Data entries
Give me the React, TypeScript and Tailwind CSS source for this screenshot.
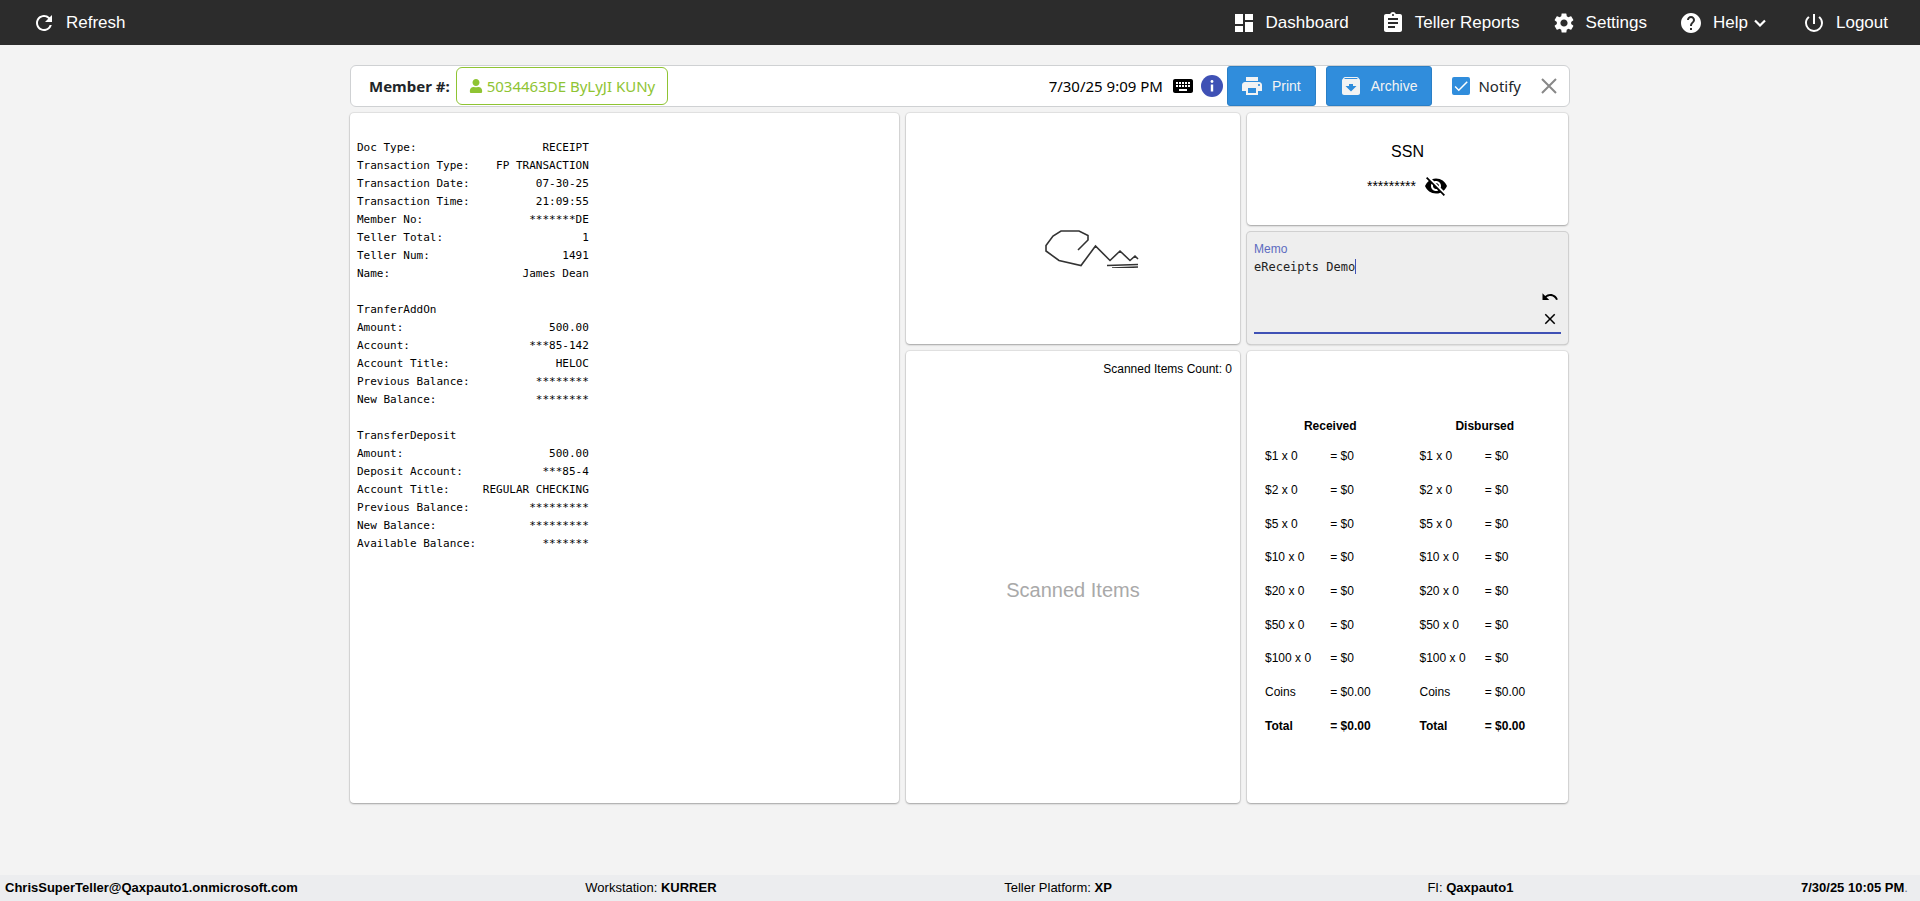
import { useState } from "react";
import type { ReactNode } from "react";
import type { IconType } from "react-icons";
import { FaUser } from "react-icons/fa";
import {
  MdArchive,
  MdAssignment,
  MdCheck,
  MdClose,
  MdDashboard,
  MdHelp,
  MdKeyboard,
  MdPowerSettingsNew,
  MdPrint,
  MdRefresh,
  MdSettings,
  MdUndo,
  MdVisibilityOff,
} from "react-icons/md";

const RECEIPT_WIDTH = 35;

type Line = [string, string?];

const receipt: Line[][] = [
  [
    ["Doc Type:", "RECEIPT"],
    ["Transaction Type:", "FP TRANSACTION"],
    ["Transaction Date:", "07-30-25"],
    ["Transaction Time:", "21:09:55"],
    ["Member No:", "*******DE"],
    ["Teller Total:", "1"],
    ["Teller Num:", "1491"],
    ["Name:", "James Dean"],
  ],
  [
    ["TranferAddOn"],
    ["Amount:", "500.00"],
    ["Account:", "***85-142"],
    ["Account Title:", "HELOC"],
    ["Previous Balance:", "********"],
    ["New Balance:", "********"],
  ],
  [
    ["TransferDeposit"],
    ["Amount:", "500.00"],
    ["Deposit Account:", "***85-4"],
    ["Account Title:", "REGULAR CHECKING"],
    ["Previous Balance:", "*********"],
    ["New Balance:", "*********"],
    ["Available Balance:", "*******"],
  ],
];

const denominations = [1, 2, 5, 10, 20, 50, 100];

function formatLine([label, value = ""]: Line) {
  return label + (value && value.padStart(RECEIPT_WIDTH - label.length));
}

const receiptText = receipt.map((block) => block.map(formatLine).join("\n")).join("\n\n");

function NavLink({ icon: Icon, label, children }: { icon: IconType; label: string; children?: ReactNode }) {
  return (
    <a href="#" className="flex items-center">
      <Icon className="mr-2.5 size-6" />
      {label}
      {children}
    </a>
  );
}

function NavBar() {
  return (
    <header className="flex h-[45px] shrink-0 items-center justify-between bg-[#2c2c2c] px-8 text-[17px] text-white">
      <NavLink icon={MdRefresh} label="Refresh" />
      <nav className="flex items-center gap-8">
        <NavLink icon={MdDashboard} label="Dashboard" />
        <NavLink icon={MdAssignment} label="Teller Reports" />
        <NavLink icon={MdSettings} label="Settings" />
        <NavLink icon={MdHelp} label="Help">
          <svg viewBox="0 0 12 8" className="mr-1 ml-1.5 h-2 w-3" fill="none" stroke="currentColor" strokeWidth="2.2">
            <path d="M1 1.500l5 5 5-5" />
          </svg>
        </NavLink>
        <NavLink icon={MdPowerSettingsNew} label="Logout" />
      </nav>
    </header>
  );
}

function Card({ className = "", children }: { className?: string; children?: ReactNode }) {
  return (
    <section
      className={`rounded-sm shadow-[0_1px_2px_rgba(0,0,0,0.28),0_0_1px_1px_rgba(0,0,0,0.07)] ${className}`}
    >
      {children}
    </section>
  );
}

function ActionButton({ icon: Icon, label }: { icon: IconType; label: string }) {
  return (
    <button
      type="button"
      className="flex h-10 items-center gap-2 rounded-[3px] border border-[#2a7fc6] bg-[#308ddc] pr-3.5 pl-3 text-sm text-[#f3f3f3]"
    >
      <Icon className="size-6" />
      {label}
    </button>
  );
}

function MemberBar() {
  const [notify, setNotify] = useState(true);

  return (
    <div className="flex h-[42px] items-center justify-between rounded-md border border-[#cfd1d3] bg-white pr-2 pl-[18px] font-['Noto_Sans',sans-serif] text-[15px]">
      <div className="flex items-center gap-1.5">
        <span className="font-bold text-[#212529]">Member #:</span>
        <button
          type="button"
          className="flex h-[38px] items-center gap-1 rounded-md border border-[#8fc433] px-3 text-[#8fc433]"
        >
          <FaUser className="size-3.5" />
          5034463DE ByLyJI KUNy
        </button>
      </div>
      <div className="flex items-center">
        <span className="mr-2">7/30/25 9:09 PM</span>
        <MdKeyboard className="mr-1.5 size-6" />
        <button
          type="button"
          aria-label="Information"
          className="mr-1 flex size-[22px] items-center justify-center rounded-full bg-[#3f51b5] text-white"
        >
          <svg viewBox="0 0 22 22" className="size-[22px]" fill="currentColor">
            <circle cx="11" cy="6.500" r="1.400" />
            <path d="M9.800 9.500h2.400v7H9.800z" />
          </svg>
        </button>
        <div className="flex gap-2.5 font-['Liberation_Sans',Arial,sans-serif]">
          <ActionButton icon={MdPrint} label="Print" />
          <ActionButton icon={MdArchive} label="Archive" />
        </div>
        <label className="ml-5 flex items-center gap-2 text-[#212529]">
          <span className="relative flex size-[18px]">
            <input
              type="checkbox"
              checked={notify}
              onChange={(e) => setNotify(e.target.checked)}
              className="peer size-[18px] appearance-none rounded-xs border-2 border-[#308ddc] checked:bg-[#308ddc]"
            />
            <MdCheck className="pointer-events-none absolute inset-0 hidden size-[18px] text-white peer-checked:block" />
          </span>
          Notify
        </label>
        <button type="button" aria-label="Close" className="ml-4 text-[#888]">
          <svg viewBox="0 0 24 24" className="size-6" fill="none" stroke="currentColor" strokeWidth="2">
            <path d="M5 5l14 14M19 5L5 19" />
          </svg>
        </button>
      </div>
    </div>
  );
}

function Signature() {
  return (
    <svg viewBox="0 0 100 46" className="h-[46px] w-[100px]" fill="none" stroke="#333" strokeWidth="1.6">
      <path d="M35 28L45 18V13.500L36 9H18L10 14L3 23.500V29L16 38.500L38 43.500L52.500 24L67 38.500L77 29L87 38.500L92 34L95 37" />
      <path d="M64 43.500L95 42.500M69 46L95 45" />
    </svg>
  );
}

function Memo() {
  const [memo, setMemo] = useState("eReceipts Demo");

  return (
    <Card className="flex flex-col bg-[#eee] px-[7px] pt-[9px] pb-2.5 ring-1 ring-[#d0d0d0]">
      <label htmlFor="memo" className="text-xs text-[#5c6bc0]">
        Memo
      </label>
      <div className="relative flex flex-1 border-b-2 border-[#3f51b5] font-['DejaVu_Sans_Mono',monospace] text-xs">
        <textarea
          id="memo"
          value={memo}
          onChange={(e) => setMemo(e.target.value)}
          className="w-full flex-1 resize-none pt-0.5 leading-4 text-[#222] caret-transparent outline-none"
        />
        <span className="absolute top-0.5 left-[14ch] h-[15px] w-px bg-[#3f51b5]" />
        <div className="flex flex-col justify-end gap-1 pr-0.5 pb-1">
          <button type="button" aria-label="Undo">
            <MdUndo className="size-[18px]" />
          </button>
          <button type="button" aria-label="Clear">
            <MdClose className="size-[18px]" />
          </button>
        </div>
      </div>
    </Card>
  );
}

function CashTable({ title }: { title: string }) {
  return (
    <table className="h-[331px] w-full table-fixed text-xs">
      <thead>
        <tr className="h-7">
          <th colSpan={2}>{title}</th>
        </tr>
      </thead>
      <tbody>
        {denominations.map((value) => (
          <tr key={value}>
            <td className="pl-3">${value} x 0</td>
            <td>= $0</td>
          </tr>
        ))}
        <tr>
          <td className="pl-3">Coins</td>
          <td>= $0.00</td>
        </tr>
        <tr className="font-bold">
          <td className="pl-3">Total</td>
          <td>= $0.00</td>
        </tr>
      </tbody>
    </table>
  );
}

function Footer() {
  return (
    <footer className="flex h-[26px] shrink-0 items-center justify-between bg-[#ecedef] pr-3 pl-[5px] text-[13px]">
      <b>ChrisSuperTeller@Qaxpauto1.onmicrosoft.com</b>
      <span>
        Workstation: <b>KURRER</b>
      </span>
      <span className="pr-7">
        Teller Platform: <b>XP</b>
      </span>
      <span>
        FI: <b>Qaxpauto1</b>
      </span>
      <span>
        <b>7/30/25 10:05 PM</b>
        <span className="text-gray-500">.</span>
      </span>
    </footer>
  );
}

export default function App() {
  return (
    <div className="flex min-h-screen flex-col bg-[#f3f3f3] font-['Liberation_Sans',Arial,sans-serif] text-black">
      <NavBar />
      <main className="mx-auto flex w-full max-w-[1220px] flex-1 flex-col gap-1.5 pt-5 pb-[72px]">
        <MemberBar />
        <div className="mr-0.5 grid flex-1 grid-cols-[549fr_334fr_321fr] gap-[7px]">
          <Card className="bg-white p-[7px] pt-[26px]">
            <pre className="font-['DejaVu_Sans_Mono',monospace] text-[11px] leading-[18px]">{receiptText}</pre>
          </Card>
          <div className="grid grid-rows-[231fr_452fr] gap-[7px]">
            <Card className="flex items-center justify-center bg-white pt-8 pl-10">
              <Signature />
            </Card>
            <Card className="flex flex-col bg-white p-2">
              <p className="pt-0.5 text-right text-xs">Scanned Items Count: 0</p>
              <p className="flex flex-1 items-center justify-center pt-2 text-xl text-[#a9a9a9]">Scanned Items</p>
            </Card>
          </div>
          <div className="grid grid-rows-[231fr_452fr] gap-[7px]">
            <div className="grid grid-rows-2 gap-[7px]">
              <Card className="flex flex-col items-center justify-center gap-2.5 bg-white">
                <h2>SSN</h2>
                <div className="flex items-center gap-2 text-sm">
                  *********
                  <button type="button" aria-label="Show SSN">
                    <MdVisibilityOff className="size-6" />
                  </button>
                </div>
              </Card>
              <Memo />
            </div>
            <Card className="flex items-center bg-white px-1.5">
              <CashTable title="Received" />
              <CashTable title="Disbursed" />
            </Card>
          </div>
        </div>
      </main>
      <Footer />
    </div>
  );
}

* * *

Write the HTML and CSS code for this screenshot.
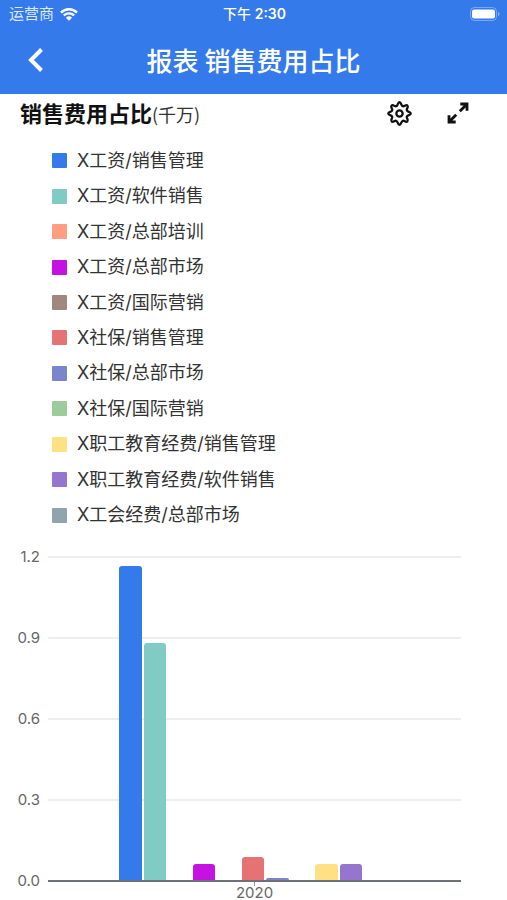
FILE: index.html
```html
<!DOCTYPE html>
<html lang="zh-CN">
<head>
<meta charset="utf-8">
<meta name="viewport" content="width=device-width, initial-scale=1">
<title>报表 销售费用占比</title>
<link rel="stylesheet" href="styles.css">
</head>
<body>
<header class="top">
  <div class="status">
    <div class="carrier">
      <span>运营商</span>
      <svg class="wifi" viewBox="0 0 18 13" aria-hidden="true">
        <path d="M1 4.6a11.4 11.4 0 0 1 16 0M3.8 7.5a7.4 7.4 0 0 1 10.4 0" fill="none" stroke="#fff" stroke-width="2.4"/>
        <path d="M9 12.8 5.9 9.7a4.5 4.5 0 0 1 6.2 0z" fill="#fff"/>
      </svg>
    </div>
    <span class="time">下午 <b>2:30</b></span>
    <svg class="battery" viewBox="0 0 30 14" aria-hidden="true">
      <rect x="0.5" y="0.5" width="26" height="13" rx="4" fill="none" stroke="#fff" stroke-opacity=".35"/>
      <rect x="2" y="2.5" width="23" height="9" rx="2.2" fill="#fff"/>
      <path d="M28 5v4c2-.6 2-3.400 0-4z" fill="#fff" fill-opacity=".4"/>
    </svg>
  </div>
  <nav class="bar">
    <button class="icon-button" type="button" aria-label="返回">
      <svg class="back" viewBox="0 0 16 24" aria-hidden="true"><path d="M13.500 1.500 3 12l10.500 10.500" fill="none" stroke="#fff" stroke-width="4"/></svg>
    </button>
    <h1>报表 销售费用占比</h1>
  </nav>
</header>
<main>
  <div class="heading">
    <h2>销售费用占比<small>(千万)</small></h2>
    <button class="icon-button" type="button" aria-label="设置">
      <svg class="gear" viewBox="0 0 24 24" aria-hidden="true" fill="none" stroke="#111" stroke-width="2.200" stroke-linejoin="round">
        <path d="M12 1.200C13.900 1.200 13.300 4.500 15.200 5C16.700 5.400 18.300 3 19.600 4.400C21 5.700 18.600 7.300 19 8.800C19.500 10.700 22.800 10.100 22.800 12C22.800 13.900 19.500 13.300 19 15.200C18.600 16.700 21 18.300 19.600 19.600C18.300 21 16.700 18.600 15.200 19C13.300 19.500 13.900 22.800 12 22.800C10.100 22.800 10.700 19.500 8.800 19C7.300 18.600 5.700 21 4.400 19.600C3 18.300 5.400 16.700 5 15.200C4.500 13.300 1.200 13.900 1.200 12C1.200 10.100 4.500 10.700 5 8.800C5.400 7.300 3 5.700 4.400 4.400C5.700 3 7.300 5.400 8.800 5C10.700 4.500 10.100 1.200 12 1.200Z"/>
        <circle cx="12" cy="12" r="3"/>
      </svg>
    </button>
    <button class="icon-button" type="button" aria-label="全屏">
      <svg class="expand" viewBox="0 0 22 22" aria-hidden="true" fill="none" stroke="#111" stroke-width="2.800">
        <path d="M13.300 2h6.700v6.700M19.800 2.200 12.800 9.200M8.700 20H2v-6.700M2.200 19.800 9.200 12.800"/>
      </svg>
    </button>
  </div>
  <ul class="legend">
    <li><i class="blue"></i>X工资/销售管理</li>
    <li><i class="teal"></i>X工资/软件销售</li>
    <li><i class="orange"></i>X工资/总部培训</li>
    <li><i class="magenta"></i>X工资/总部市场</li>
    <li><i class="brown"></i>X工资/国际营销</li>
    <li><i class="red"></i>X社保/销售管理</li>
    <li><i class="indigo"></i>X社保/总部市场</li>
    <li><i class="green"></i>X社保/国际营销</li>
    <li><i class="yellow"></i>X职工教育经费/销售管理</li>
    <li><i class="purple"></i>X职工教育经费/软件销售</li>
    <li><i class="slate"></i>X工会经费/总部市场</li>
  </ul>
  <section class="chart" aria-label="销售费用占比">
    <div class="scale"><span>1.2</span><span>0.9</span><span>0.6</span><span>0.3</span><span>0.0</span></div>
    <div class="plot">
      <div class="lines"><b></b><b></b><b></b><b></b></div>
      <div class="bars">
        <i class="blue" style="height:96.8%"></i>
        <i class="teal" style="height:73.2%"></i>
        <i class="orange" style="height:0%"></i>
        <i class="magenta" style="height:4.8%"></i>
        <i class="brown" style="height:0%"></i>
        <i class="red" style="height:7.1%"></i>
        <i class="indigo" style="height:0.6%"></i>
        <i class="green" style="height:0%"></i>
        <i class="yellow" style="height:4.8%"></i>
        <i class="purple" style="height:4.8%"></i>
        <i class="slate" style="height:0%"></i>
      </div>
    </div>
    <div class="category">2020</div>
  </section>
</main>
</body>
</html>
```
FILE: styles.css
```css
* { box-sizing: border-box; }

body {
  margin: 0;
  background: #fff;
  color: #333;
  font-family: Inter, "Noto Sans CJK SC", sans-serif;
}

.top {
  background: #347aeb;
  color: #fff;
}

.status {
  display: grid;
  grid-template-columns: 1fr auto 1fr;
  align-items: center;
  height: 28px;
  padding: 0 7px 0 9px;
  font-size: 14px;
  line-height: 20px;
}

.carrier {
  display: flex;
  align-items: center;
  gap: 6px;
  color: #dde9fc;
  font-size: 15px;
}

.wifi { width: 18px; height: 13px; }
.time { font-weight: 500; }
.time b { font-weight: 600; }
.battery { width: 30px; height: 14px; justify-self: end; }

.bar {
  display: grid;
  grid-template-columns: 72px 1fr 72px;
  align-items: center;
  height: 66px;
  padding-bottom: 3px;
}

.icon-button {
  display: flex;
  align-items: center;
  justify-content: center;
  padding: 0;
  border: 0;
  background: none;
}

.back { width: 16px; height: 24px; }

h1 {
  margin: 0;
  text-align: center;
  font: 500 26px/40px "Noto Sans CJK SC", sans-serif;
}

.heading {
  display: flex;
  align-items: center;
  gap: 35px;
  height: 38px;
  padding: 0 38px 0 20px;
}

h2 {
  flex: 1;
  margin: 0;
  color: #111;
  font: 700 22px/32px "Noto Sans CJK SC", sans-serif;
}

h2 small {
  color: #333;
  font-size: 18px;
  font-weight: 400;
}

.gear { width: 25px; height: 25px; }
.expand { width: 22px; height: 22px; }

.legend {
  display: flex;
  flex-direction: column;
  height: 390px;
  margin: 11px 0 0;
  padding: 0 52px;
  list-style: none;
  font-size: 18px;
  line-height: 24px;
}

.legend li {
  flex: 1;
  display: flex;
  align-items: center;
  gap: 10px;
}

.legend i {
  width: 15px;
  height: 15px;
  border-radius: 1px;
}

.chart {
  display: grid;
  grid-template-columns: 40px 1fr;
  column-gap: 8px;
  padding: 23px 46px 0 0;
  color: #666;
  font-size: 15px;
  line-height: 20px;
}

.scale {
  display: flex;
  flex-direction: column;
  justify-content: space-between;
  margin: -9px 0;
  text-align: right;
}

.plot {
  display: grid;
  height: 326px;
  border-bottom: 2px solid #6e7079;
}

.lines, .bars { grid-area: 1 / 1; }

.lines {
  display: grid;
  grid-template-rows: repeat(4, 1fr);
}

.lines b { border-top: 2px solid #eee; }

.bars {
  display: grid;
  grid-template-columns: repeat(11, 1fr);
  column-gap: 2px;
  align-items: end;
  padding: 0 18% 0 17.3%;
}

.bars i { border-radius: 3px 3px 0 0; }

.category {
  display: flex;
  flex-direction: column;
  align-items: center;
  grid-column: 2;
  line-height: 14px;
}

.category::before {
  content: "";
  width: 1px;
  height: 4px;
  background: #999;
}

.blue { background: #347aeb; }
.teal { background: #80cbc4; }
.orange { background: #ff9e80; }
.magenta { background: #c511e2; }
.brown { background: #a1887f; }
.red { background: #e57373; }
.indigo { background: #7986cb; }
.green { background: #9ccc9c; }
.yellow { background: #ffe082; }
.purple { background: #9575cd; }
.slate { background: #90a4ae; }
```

What the task requires
Scan the listing above. Collect all lines with the word "screenshot".

Reply
Give me the React, TypeScript and Tailwind CSS source for this screenshot.
Write the HTML and CSS code for this screenshot.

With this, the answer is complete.